In fairness to the Camp David participants, they were at the meeting primarily to discuss Iran, and there was not much they could offer on the war in Syria because none of them wants to insert military forces on the ground. Without that, what happens in Syria is not entirely or even mostly up to the United States and its friends in the GCC. There are multiple rebel groups with varying sources of external support, in addition to the fighters of the Islamic State (ISIS or IS), which has no interest in reestablishing a peaceful Syria within its recognized borders because it considers itself a transnational “caliphate,” or Islamic nation. Iran is supporting Assad, its only Arab ally, and the roles of Turkey and Russia are not entirely clear. The Turks have advocated a no-fly zone but have been reluctant to do anything that would encourage Kurdish independence.
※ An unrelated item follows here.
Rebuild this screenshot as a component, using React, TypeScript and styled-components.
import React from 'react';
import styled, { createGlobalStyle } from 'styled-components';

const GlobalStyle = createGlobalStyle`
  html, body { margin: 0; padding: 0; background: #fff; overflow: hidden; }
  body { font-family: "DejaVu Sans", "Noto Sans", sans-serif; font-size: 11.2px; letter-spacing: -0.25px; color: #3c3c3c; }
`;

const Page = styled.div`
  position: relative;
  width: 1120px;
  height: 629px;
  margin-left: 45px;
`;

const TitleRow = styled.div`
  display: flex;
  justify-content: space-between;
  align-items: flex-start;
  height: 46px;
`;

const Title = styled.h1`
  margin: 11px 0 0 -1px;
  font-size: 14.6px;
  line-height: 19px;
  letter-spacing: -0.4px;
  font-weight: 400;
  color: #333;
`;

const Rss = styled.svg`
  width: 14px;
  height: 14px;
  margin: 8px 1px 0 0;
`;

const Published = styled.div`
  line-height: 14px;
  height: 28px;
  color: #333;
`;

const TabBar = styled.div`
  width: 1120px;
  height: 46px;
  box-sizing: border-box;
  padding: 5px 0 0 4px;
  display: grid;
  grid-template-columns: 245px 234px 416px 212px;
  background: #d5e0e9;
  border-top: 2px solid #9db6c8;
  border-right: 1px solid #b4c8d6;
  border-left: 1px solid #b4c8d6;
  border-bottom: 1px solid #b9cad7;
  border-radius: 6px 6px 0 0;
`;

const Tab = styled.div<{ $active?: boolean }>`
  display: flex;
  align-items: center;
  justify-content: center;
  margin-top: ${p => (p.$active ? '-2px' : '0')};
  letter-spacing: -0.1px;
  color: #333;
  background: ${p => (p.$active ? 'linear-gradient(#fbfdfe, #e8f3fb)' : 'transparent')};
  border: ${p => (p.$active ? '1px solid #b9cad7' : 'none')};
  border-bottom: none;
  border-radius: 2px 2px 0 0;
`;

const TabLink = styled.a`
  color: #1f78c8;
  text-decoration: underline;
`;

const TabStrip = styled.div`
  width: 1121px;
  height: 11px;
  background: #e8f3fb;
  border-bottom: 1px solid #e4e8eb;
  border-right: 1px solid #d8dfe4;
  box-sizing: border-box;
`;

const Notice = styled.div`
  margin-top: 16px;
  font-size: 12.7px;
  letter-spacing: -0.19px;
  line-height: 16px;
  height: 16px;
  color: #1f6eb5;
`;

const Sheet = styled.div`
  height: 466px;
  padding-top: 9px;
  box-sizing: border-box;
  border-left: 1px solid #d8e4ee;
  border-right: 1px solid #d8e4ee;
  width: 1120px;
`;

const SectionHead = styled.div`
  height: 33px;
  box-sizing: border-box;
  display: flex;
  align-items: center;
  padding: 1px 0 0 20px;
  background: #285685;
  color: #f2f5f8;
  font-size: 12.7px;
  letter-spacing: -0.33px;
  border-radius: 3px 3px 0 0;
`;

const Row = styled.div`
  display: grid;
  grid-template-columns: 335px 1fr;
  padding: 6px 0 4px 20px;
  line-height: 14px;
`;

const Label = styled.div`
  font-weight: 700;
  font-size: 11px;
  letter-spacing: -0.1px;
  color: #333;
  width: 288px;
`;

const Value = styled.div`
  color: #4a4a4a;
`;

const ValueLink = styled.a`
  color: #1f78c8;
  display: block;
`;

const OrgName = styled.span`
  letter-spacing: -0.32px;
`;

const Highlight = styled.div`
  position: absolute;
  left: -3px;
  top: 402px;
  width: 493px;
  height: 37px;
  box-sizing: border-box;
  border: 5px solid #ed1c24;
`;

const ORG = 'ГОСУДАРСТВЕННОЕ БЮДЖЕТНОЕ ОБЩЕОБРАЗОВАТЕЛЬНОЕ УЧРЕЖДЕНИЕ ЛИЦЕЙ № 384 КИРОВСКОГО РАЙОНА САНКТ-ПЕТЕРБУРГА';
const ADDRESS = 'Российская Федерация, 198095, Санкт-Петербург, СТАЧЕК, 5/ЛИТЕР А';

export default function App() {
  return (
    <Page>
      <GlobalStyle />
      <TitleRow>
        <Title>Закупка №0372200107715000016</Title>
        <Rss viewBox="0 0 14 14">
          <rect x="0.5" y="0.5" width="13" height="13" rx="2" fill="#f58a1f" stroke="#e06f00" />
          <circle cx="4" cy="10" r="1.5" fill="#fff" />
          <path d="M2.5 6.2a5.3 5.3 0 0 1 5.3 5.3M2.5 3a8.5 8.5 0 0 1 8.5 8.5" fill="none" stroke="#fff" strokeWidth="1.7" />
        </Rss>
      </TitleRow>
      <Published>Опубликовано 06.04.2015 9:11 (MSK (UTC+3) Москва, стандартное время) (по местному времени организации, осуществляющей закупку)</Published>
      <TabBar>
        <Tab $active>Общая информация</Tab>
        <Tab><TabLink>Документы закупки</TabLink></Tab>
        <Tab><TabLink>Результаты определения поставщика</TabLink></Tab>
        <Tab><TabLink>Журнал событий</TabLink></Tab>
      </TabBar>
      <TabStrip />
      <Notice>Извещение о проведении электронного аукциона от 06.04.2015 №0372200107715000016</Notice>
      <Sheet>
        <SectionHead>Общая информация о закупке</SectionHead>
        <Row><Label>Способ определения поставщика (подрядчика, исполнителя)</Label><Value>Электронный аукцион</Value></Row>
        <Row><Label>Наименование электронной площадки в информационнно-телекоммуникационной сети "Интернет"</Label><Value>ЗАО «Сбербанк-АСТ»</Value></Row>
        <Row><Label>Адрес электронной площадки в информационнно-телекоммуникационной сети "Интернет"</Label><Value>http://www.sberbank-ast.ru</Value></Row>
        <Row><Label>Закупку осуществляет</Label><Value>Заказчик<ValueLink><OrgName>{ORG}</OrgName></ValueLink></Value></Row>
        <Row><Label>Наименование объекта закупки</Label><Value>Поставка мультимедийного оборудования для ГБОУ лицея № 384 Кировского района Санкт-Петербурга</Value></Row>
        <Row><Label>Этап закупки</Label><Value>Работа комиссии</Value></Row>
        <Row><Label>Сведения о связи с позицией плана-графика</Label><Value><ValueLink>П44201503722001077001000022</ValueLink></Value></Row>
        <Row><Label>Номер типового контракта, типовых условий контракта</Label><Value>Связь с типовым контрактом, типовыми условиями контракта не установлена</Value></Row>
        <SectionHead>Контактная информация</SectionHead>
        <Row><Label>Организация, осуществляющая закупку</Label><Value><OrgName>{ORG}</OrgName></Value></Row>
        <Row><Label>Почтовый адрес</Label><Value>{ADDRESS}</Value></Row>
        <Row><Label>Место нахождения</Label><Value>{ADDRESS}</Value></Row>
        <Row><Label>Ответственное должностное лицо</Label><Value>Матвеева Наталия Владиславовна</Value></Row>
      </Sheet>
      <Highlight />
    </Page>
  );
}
Moreover, the communiqué issued at the end of the Camp David session made clear that the search for a solution is still hampered by a lack of clarity about the objectives of the United States, the Gulf Countries, and other supporters of the coalition air campaign against the Islamic state. Is this war about removing the Assad regime and establishing some legitimate, recognized government of Syria, or is it about defeating IS? If the latter, Assad is on the same side as those who declared once again at Camp David that he is part of the problem and cannot be part of the solution. Without clearly defined, clearly articulated objectives, without a common understanding of who is an acceptable Syrian and who is not, it remains a task beyond diplomacy to devise an effective course of action.
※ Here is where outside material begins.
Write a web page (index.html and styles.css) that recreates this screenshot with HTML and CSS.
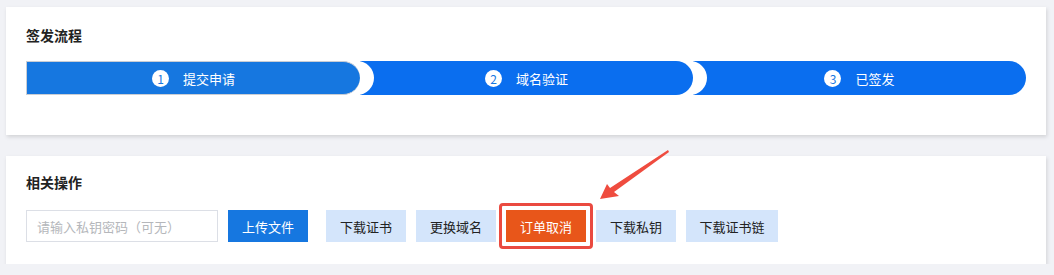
FILE: index.html
```html
<!DOCTYPE html>
<html lang="zh-CN">
<head>
  <meta charset="UTF-8">
  <meta name="viewport" content="width=device-width, initial-scale=1.0">
  <title>证书详情</title>
  <link rel="stylesheet" href="styles.css">
</head>
<body>
  <div class="card">
    <h3 class="card-title">签发流程</h3>
    <div class="steps">
      <div class="step step-done"><span class="num">1</span>提交申请</div>
      <div class="step"><span class="num">2</span>域名验证</div>
      <div class="step"><span class="num">3</span>已签发</div>
    </div>
  </div>

  <div class="card card-ops">
    <h3 class="card-title">相关操作</h3>
    <div class="ops">
      <input class="pwd" type="password" placeholder="请输入私钥密码（可无）">
      <button class="btn btn-primary">上传文件</button>
      <button class="btn btn-light btn-gap">下载证书</button>
      <button class="btn btn-light">更换域名</button>
      <!-- 강조 표시된 버튼 -->
      <span class="mark"><button class="btn btn-danger">订单取消</button></span>
      <button class="btn btn-light">下载私钥</button>
      <button class="btn btn-light btn-wide">下载证书链</button>
    </div>
    <svg class="arrow" width="80" height="60" viewBox="0 0 80 60">
      <polygon points="2,52 9,37 12,41 70,3 71,5 16,45 21,49" fill="#ef4c3f"/>
    </svg>
  </div>
</body>
</html>
```

FILE: styles.css
```css
body{
  margin: 0;
  background: #f1f2f6;
  font-family: "Noto Sans CJK SC", "Noto Sans", sans-serif;
  font-size: 13px;
  color: #222;
  padding: 7px 8px 0 6px;
}
.card{
  background: white;
  box-shadow: 1px 2px 4px rgba(0,0,0,0.13);
  padding: 20px 20px 40px;
  height: 68px;
}
.card-ops{
  position: relative;
  margin-top: 21px;
  height: auto;
  padding: 18px 20px 15px;
}
.card-title{
  margin: 0;
  font-size: 14px;
  font-weight: bold;
  line-height: 16px;
  color: #222;
}
.steps{
  display: flex;
  margin-top: 18px;
  height: 34px;
}
.step{
  flex: 1;
  display: flex;
  justify-content: center;
  align-items: center;
  background: #0a6eef;
  color: white;
  border-radius: 0 17px 17px 0;
  position: relative;
}
.step:nth-child(1){ z-index: 3; }
.step:nth-child(2){ z-index: 2; }
.step:nth-child(3){ z-index: 1; }
.step:not(:last-child){
  box-shadow: 14px 0 0 white;
}
.step-done{
  background: #1677e0;
  border: 1px solid #c9cdd4;
  border-right: none;
  box-sizing: border-box;
}
.num{
  width: 17px;
  height: 17px;
  border-radius: 50%;
  background: white;
  color: #1677e0;
  font-size: 12px;
  line-height: 17px;
  text-align: center;
  margin-right: 14px;
}
.ops{
  display: flex;
  align-items: center;
  margin-top: 13px;
  gap: 10px;
}
.pwd{
  width: 192px;
  height: 32px;
  box-sizing: border-box;
  border: 1px solid #dcdfe6;
  padding: 0 10px;
  font-family: inherit;
  font-size: 13px;
  outline: none;
}
.pwd::placeholder{
  color: #b5b7bb;
}
.btn{
  width: 80px;
  height: 32px;
  border: none;
  font-family: inherit;
  font-size: 13px;
  padding: 0;
  cursor: pointer;
}
.btn-primary{
  background: #1677e0;
  color: white;
}
.btn-light{
  background: #d4e5fb;
  color: #222;
}
.btn-gap{
  margin-left: 8px;
}
.btn-wide{
  width: 92px;
}
.btn-danger{
  background: #e8561a;
  color: white;
  display: block;
}
.mark{
  border: 3px solid #ea4a40;
  border-radius: 4px;
  padding: 4px;
  margin: 0 -7px;
}
.arrow{
  position: absolute;
  left: 592px;
  top: -9px;
}
```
The upshot is that the Syrian nightmare seems destined to continue indefinitely. As long as it does, it will remain a threat to the stability of the entire region. Lebanon and Jordan in particular are sheltering more refugees than their resources can support. With the conflicts in Libya and Yemen still unresolved and the Israel-Palestine question seemingly further from resolution than ever, and Egypt—the Arab world’s largest and most powerful country in military terms—seemingly neutered by its own economic, political and security problems, there is no end in sight for the Middle East’s seemingly endless conflicts.

Thomas Lippman

Thomas W. Lippman is a Washington-based author and journalist who has written about Middle Eastern affairs and American foreign policy for more than four decades, specializing in Saudi Arabian affairs, U.S.- Saudi relations, and relations between the West and Islam. He is a former Middle East bureau chief of the Washington Post, and also served as that newspaper's oil and energy reporter. Throughout the 1990s, he covered foreign policy and national security for the Post, traveling frequently to Saudi Arabia and other countries in the Middle East. In 2003 he was the principal writer on the war in Iraq for Washingtonpost.com. Prior to his work in the Middle East, he covered the Vietnam war as the Washington Post's bureau chief in Saigon. Lippman has authored seven books about the Middle East and U.S. foreign policy. He is also an adjunct scholar at the Middle East Institute in Washington, where he serves as the principal media contact on Saudi Arabia and U.S. – Saudi relations.

SHOW 4 COMMENTS

4 Comments

  1. Question
    If Obama and the Gulf despots agree there can be no military solution, why are they pursuing military solutions in Syria?
    Answer
    Because they enjoy meddling in other countries’ affairs even though they have no right to do so, and they especially enjoy attacking Syria because it is an Iran ally, and so it must be destroyed.
    Question
    If these outsiders (to Syria) agree on the form and content of a future Syria government, why should we care what their opinion is?
    Answer
    We shouldn’t care because they have no business with Syria’s future, and because when they have meddled the results have been disastrous – Afghanistan, Libya, Somalia, Yemen, Iraq etc.– the Middle East endless conflicts primarily caused by the United States and its allies. But the US policy is to create instability, so it will go on.

  2. The solution of Syria’s was is in Turkey. Simply because Qatar are not neighbors to Syria while Turkey is. These countries using the Islamist mercenaries as the militias they use as substitutes to their army they don’t have or do not want to send to fight. These Islamist militias are getting their logistical support and their weapons almost exclusively from Turkey.
    If Turkey gets into a turmoil through internal unrest or high level assassinations, it will be obliged to decrease its support to the Islamist militias and these would collapse.
    Therefore the only way to stop the war in Syria is to render Turkey impotent. Therefore I believe anti-Turkey intelligences will be using the critical June election in Turkey to create as much turmoil as possible in Turkey with the hope it will shake the AKP regime and destroy Erdogan’s image of a leader in control of his country.
    There are a lot of conflicts brewing in Turkey already and they will peak a few days before the elections..
    If Turkey’s power falls, Syria will be left off the hook and may recover.

  3. @ Virgile: “These Islamist militias are getting their logistical support and their weapons almost exclusively from Turkey.”

    The northern front gets weapons *through* Turkey but the weapons are supplied by the Saudis, Qatar, and the U.S. There is a second supply route from Saudi Arabia, through Iraq and Jordan for the southern front.

    It really looks to me that instability — rather than victory — is the U.S. goal. which serves to block construction of the Iran-Iraq-Syria Friendship oil pipeline and keeps Russian and Iranian military assets tied up.

  4. @Virgile
    Yes, Turkey, but who’s backing Turkey. U.S. Ambassador Chris Stevens’ last appointment in Benghazi was with the Turkish ambassador, and about that time a ship went from Benghazi to Turkey with arms.
    There is a sort of parallel between Turkey-Syria and Pakistan-Afghanistan. While not true in all aspects, the situations are similar. The US supports Pakistan and Turkey, who have loose borders with neighboring states fighting insurgents, Afghanistan and Syria. And therefore the fights endure. (At least in the Levant the U.S is supporting a fight that favors it, unlike its stupid involvement in Afghanistan where it is working against itself.)